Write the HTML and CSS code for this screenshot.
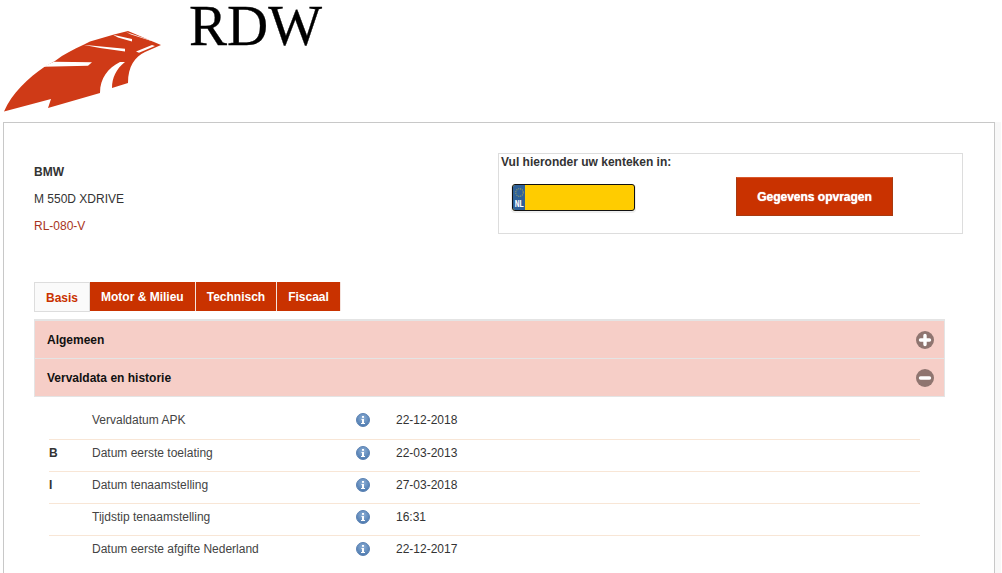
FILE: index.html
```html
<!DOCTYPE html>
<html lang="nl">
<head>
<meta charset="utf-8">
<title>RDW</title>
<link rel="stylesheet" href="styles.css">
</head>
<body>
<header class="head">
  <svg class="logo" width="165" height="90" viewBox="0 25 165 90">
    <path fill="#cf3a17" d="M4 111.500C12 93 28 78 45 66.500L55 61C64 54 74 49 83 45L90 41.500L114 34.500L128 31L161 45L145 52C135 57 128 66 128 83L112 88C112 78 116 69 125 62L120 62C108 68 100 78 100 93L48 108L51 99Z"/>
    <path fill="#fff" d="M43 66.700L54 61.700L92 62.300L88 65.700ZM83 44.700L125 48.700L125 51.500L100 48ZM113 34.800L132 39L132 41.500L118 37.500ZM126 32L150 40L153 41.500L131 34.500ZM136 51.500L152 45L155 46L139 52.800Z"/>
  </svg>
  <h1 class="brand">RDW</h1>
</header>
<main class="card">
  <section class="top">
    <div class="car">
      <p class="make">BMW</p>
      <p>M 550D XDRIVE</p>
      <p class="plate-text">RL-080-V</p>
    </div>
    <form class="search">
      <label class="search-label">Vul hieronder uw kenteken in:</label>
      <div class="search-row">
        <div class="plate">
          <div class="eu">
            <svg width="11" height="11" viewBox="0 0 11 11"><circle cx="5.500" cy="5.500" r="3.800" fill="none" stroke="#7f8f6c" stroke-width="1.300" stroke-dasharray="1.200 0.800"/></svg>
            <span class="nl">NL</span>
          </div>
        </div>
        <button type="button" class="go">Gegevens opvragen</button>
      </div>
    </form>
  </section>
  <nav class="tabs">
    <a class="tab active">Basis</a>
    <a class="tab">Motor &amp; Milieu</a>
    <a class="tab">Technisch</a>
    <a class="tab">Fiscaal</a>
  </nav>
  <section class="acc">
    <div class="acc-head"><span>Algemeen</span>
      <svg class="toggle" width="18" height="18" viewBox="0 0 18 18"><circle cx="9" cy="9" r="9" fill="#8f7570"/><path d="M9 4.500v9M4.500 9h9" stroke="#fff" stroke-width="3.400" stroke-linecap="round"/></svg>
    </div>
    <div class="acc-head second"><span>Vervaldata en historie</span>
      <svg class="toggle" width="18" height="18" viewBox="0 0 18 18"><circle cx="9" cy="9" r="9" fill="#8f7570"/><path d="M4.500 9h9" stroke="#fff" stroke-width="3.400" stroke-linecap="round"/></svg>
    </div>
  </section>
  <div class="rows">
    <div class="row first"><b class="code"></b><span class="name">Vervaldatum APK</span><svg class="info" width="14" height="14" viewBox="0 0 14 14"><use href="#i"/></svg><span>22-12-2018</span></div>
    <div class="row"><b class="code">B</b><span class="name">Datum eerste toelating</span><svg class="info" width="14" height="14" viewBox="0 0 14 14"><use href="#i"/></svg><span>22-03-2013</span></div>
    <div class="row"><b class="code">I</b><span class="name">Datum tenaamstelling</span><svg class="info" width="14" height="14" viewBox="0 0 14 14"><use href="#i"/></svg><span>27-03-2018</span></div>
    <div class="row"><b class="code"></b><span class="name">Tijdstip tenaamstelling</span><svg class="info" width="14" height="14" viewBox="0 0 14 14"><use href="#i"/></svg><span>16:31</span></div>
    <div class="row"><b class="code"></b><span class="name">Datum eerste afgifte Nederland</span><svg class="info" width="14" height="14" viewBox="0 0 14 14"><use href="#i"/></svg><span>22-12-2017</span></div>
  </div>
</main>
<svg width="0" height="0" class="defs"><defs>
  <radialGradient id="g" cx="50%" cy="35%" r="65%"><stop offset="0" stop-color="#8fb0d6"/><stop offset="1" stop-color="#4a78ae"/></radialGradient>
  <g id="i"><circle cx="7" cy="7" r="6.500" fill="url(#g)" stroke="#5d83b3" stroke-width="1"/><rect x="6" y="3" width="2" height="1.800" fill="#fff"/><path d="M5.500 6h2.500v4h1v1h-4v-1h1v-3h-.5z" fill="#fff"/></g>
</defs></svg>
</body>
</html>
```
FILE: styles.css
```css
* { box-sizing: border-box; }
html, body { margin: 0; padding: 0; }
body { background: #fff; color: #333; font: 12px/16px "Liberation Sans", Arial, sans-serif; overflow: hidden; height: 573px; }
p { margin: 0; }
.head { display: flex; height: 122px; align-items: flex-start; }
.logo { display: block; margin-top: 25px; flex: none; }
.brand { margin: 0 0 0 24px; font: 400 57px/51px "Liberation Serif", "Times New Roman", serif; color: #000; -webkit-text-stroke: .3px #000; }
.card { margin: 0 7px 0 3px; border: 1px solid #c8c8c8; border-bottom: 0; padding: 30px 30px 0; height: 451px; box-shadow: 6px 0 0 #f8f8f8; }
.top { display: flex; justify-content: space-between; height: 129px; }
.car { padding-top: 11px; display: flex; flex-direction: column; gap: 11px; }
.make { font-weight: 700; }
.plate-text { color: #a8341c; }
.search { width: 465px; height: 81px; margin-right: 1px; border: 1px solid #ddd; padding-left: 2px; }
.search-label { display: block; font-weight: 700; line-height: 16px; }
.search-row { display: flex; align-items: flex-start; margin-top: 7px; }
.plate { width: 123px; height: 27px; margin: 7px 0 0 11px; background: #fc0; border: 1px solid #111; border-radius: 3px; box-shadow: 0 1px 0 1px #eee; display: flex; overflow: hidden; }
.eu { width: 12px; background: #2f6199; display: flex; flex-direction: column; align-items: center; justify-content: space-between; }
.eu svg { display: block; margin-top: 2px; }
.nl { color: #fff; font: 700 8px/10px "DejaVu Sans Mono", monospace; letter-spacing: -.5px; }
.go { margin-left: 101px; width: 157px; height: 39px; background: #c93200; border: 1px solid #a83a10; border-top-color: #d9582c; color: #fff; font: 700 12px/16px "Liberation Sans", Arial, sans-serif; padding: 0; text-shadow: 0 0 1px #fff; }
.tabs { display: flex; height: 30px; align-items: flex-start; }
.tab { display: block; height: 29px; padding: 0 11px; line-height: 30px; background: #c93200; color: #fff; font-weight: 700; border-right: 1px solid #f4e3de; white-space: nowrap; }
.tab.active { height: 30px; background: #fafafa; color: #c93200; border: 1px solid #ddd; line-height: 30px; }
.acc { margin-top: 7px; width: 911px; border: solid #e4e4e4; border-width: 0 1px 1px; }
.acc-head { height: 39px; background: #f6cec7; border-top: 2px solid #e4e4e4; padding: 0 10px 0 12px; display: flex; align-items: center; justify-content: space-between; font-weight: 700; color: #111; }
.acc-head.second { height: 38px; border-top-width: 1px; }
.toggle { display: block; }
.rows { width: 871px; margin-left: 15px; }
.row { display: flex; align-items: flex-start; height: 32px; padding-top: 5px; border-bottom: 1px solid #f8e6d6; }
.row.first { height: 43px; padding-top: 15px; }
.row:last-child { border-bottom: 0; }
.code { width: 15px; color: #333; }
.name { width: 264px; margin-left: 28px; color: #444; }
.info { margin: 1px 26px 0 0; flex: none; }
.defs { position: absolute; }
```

........

● TO DO:
Skipping the pictures, transcribe each line above exactly as it appears.

● ANSWER FOR THIS EXERCISE:
Write the HTML and CSS code for this screenshot.
FILE: index.html
```html
<!DOCTYPE html>
<html lang="nl">
<head>
<meta charset="utf-8">
<title>RDW</title>
<link rel="stylesheet" href="styles.css">
</head>
<body>
<header class="head">
  <svg class="logo" width="165" height="90" viewBox="0 25 165 90">
    <path fill="#cf3a17" d="M4 111.500C12 93 28 78 45 66.500L55 61C64 54 74 49 83 45L90 41.500L114 34.500L128 31L161 45L145 52C135 57 128 66 128 83L112 88C112 78 116 69 125 62L120 62C108 68 100 78 100 93L48 108L51 99Z"/>
    <path fill="#fff" d="M43 66.700L54 61.700L92 62.300L88 65.700ZM83 44.700L125 48.700L125 51.500L100 48ZM113 34.800L132 39L132 41.500L118 37.500ZM126 32L150 40L153 41.500L131 34.500ZM136 51.500L152 45L155 46L139 52.800Z"/>
  </svg>
  <h1 class="brand">RDW</h1>
</header>
<main class="card">
  <section class="top">
    <div class="car">
      <p class="make">BMW</p>
      <p>M 550D XDRIVE</p>
      <p class="plate-text">RL-080-V</p>
    </div>
    <form class="search">
      <label class="search-label">Vul hieronder uw kenteken in:</label>
      <div class="search-row">
        <div class="plate">
          <div class="eu">
            <svg width="11" height="11" viewBox="0 0 11 11"><circle cx="5.500" cy="5.500" r="3.800" fill="none" stroke="#7f8f6c" stroke-width="1.300" stroke-dasharray="1.200 0.800"/></svg>
            <span class="nl">NL</span>
          </div>
        </div>
        <button type="button" class="go">Gegevens opvragen</button>
      </div>
    </form>
  </section>
  <nav class="tabs">
    <a class="tab active">Basis</a>
    <a class="tab">Motor &amp; Milieu</a>
    <a class="tab">Technisch</a>
    <a class="tab">Fiscaal</a>
  </nav>
  <section class="acc">
    <div class="acc-head"><span>Algemeen</span>
      <svg class="toggle" width="18" height="18" viewBox="0 0 18 18"><circle cx="9" cy="9" r="9" fill="#8f7570"/><path d="M9 4.500v9M4.500 9h9" stroke="#fff" stroke-width="3.400" stroke-linecap="round"/></svg>
    </div>
    <div class="acc-head second"><span>Vervaldata en historie</span>
      <svg class="toggle" width="18" height="18" viewBox="0 0 18 18"><circle cx="9" cy="9" r="9" fill="#8f7570"/><path d="M4.500 9h9" stroke="#fff" stroke-width="3.400" stroke-linecap="round"/></svg>
    </div>
  </section>
  <div class="rows">
    <div class="row first"><b class="code"></b><span class="name">Vervaldatum APK</span><svg class="info" width="14" height="14" viewBox="0 0 14 14"><use href="#i"/></svg><span>22-12-2018</span></div>
    <div class="row"><b class="code">B</b><span class="name">Datum eerste toelating</span><svg class="info" width="14" height="14" viewBox="0 0 14 14"><use href="#i"/></svg><span>22-03-2013</span></div>
    <div class="row"><b class="code">I</b><span class="name">Datum tenaamstelling</span><svg class="info" width="14" height="14" viewBox="0 0 14 14"><use href="#i"/></svg><span>27-03-2018</span></div>
    <div class="row"><b class="code"></b><span class="name">Tijdstip tenaamstelling</span><svg class="info" width="14" height="14" viewBox="0 0 14 14"><use href="#i"/></svg><span>16:31</span></div>
    <div class="row"><b class="code"></b><span class="name">Datum eerste afgifte Nederland</span><svg class="info" width="14" height="14" viewBox="0 0 14 14"><use href="#i"/></svg><span>22-12-2017</span></div>
  </div>
</main>
<svg width="0" height="0" class="defs"><defs>
  <radialGradient id="g" cx="50%" cy="35%" r="65%"><stop offset="0" stop-color="#8fb0d6"/><stop offset="1" stop-color="#4a78ae"/></radialGradient>
  <g id="i"><circle cx="7" cy="7" r="6.500" fill="url(#g)" stroke="#5d83b3" stroke-width="1"/><rect x="6" y="3" width="2" height="1.800" fill="#fff"/><path d="M5.500 6h2.500v4h1v1h-4v-1h1v-3h-.5z" fill="#fff"/></g>
</defs></svg>
</body>
</html>
```
FILE: styles.css
```css
* { box-sizing: border-box; }
html, body { margin: 0; padding: 0; }
body { background: #fff; color: #333; font: 12px/16px "Liberation Sans", Arial, sans-serif; overflow: hidden; height: 573px; }
p { margin: 0; }
.head { display: flex; height: 122px; align-items: flex-start; }
.logo { display: block; margin-top: 25px; flex: none; }
.brand { margin: 0 0 0 24px; font: 400 57px/51px "Liberation Serif", "Times New Roman", serif; color: #000; -webkit-text-stroke: .3px #000; }
.card { margin: 0 7px 0 3px; border: 1px solid #c8c8c8; border-bottom: 0; padding: 30px 30px 0; height: 451px; box-shadow: 6px 0 0 #f8f8f8; }
.top { display: flex; justify-content: space-between; height: 129px; }
.car { padding-top: 11px; display: flex; flex-direction: column; gap: 11px; }
.make { font-weight: 700; }
.plate-text { color: #a8341c; }
.search { width: 465px; height: 81px; margin-right: 1px; border: 1px solid #ddd; padding-left: 2px; }
.search-label { display: block; font-weight: 700; line-height: 16px; }
.search-row { display: flex; align-items: flex-start; margin-top: 7px; }
.plate { width: 123px; height: 27px; margin: 7px 0 0 11px; background: #fc0; border: 1px solid #111; border-radius: 3px; box-shadow: 0 1px 0 1px #eee; display: flex; overflow: hidden; }
.eu { width: 12px; background: #2f6199; display: flex; flex-direction: column; align-items: center; justify-content: space-between; }
.eu svg { display: block; margin-top: 2px; }
.nl { color: #fff; font: 700 8px/10px "DejaVu Sans Mono", monospace; letter-spacing: -.5px; }
.go { margin-left: 101px; width: 157px; height: 39px; background: #c93200; border: 1px solid #a83a10; border-top-color: #d9582c; color: #fff; font: 700 12px/16px "Liberation Sans", Arial, sans-serif; padding: 0; text-shadow: 0 0 1px #fff; }
.tabs { display: flex; height: 30px; align-items: flex-start; }
.tab { display: block; height: 29px; padding: 0 11px; line-height: 30px; background: #c93200; color: #fff; font-weight: 700; border-right: 1px solid #f4e3de; white-space: nowrap; }
.tab.active { height: 30px; background: #fafafa; color: #c93200; border: 1px solid #ddd; line-height: 30px; }
.acc { margin-top: 7px; width: 911px; border: solid #e4e4e4; border-width: 0 1px 1px; }
.acc-head { height: 39px; background: #f6cec7; border-top: 2px solid #e4e4e4; padding: 0 10px 0 12px; display: flex; align-items: center; justify-content: space-between; font-weight: 700; color: #111; }
.acc-head.second { height: 38px; border-top-width: 1px; }
.toggle { display: block; }
.rows { width: 871px; margin-left: 15px; }
.row { display: flex; align-items: flex-start; height: 32px; padding-top: 5px; border-bottom: 1px solid #f8e6d6; }
.row.first { height: 43px; padding-top: 15px; }
.row:last-child { border-bottom: 0; }
.code { width: 15px; color: #333; }
.name { width: 264px; margin-left: 28px; color: #444; }
.info { margin: 1px 26px 0 0; flex: none; }
.defs { position: absolute; }
```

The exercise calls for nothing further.